We owe it, however, to ourselves,
to say that we do not wish in any way to impair or to rearrange the
Austro-Hungarian Empire. It is no affair of ours what they do with their own
life, either industrially or politically. We do not purpose or desire to
dictate to them in any way. We only desire to see that their affairs are left
in their own hands, in all matters great or small. . . .
What shall we do, then, to push
this great war of freedom and justice to its righteous conclusion? We must
clear away with a thorough hand all impediments to success, and we must make
every adjustment of law that will facilitate the full and free use of our whole
capacity and force as a fighting unit.
One very embarrassing obstacle that stands in
our way is that we are at war with Germany
but not with her allies. I, therefore, very earnestly recommend that the
Congress immediately declare the United States
in a war with Austria-Hungary.
Does it seem strange to you that this should be the conclusion of the argument
I have just addressed to you? It is not. It is in fact the inevitable logic of
what I have said. Austria-Hungary
is for the time being not her own mistress but simply the vassal of the German
Government.
We must state the facts as they are
and act upon them without sentiment in this stern business. The government of Austria-Hungary
is not acting upon its own initiative or in response to the wishes and feelings
of its own peoples, but as the instrument of another nation. We must meet its
force with our own and regard the Central Powers as but one. The war can be
successfully conducted in no other way.
The same logic would lead also to a
declaration of war against Turkey
and Bulgaria.
They also are tools of Germany,
but they are mere tools and do not yet stand in the direct path of our
necessary action. We shall go wherever the necessities of this war carry us.
But it seems to me that we should go only where immediate and practical
considerations lead us, and not heed any others.”
Let us examine these words in some
detail because the relevance to our own time ought to be apparent to anyone.
The adversary who is portrayed as totally evil and depraved must be crushed.
But the enemy is only the government and not the governed. The people yearn to
be free and they will receive this freedom from a gracious America
which is unselfishly shedding her blood towards that goal. This establishes the
moral high ground. The fact that you can’t crush a government without killing
its citizens and destroying its economy, did not enter
into the equation.
Only the German government was
greedy and Italy,
which had entered the war strictly for territorial gains and had become the
cause for the declaration, was never mentioned. Neither were the efforts of
Emperor Karl to get out from under the wings of the German eagle. It is a
perfect example of what results from the “good versus evil stance.” It
precludes consideration of the concerns the other side might have. If Wilson
had made the effort to talk to Emperor Karl personally he might have learned
how unrealistic his ideas were. He would have found out that not interfering in
the internal affairs of Austria-Hungary
in one sentence and yet championing the principle of “self-determination of
nations” were incompatible with the continued
existence of the multinational Austro-Hungarian Empire. Needless to say this
wonderful phrase also flew in the face of all colonial powers including Britain.

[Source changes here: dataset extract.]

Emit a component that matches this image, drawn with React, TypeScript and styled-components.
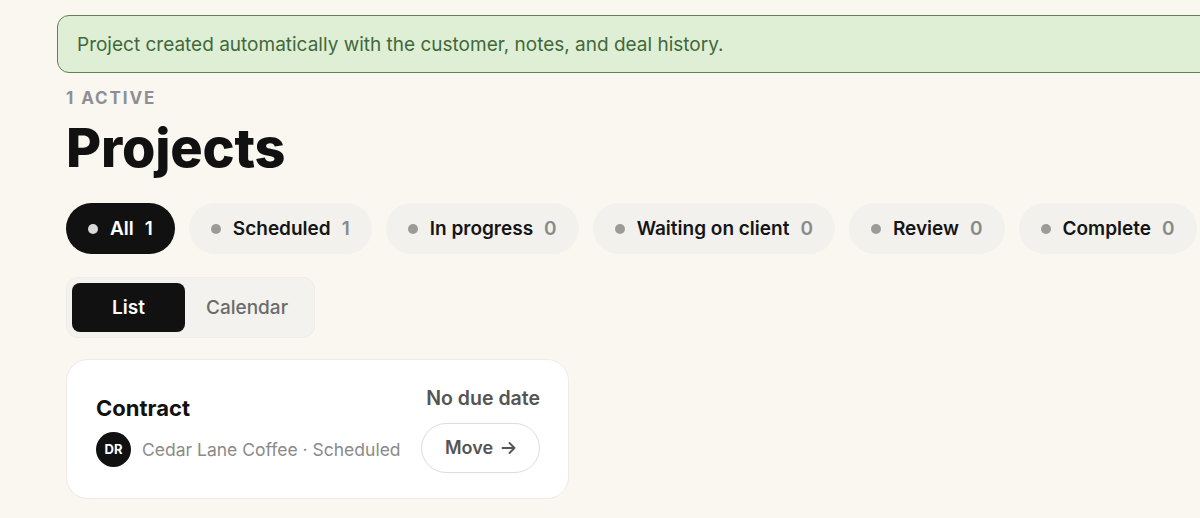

What would the British government have done had Wilson
insisted on free elections in India
for instance? Even more close to home the Irish certainly wanted to be free
from their domination by the Brits and for their aspirations Wilson
showed not a shred of concern. Germany’s
unrestricted submarine warfare, which was designed to starve England
into submission, was a crime against humanity in Wilson’s
eyes but the fact that a British blockade of Germany
existed for the same purpose ever since 1914 was never mentioned.
There was an additional sleight of
hand in Wilson’s distinction
between Austria-Hungary,
upon whom war must be declared immediately, and the rest of the Central Powers
where this necessity did not exist. The rhetorical device of talking about an ”instrument” of German power
on the one hand and “mere tools” on the other strikes one as a distinction
without a difference. Nevertheless, it served its purpose to camouflage the
real reason. Congress approved and on December 7 Wilson
issued the Proclamation wherein he announced the war against Austria-Hungary.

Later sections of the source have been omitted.